Tuesday 10 August 2021

Translating and interpreting

It is impossible not to interpret as one translates. So for the latest scandal in the word punishment as described by Bart Ehrman in his last two posts on Amos see here and immediately prior post. I don't disagree that there are consequences for ignoring the instruction of the God portrayed in the Old Testament. I was struck though by the effrontery of the translation used:

For three transgressions of Damascus, and for four, I will not revoke the punishment; because they have threshed Gilead with threshing sledges of iron.  So I will send a fire on the house of Hazael… I will break the gate bars of Damascus and cut off the inhabitants from the Valley of Aven. (1:3-5)

The offending words for me are "I will not revoke the punishment". The word for punishment is not in the text at all. It has been read into the verb by context. It has been read in because of the gloss chosen in English for the word wvb - which is the word for turn. See here for all its uses in the Bible. As you can see, it is the word 'return'. Return has nothing to do with punishment. The word is awibnu  (roughly ashivenu)- future, imperfect, first person singular subject and third person singular object. Literally choose between, I will return it, I will return him, I will turn him, or perhaps restore instead of return (I use that choice in some contexts). Others I allow with my concordance rules include: turn back, pay tribute, repair, give riposte, reverse / revert, occasionally 'reply'. I don't use revoke since that has to do with calling rather than turning / returning.

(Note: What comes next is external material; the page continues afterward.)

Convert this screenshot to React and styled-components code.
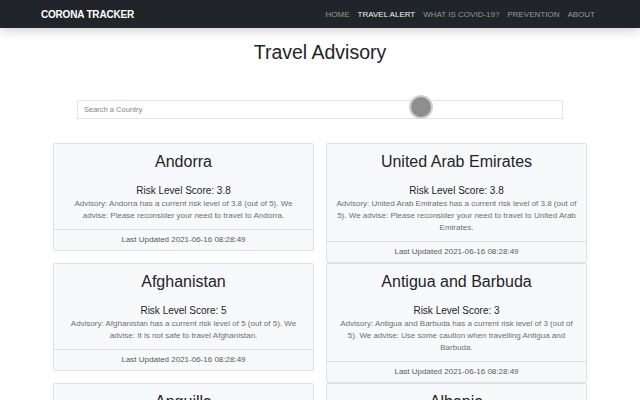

And you could use 'it' as the third person object - so : I will reverse it. This would work. Of course in this case it is 'la awibnu' - (add the vowels and it becomes approximately 'lo ashivenu') so it is a negative. What you choose for your gloss depends on what you think the third person pronoun suffix is referring to. What is its antecedent? In every one of these 8 instances, the immediately preceding noun is the nation addressed. I am tempted to write as I initially did, "I will not turn them" and allow the obvious antecedent the plurality of the people of the nation, to be the object. But I think I had better not. Let 'it' suffice to refer to the antecedent nation that is addressed.

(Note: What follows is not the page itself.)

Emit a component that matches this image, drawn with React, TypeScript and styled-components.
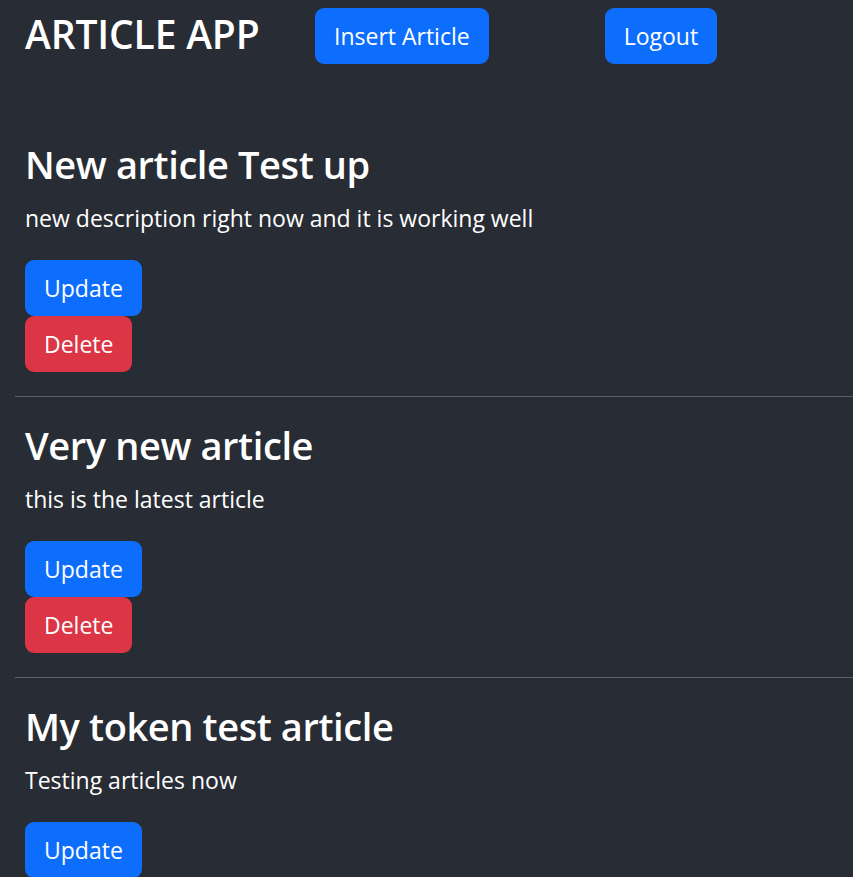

The RSV, NRSV, ESV and another 7 English translations have decided to make this passage 'clearer' and have pulled a rabbit out of the hat. Neither hat nor rabbit is in the text. The policy of the churches who approved these words must be to keep the people ignorant of God and of the character of God.

Punishment has been introduced into the text. This word requires an invisible and unstated antecedent. If God determined to turn any of these nations, they would have turned as Nineveh did in the book of Jonah. But God doesn't work that way, he allows the consequences of our actions to come to us so that we might learn the difference between good and evil - just like we wanted. This applies to all the nations even Judah and Israel.

You can see this very same word and phrase in Numbers 23:20 in the mouth of Balaam. No punishment there. Here the antecedent is explicitly blessing. Even if in the discourse analysis of the implications of the continual acts of violence against others, the implied antecedent is the opposite of blessing, you can't use punishment for this, because the implication is that God is punishing. The consequence may be punishing but the agency is not God. For the atheist it is the consequence of a hard reality, for the believer, it should be the same, otherwise their God is even more cruel than the atheist's. Perhaps this is why the world frequently knows better than the church. They have learned the church's lessons better.

God has not turned the hearts of these translators either. And so we the people are misled again. I am consistently against the translator telling us what the text means. A translator should report what the text says as accurately as he or she can.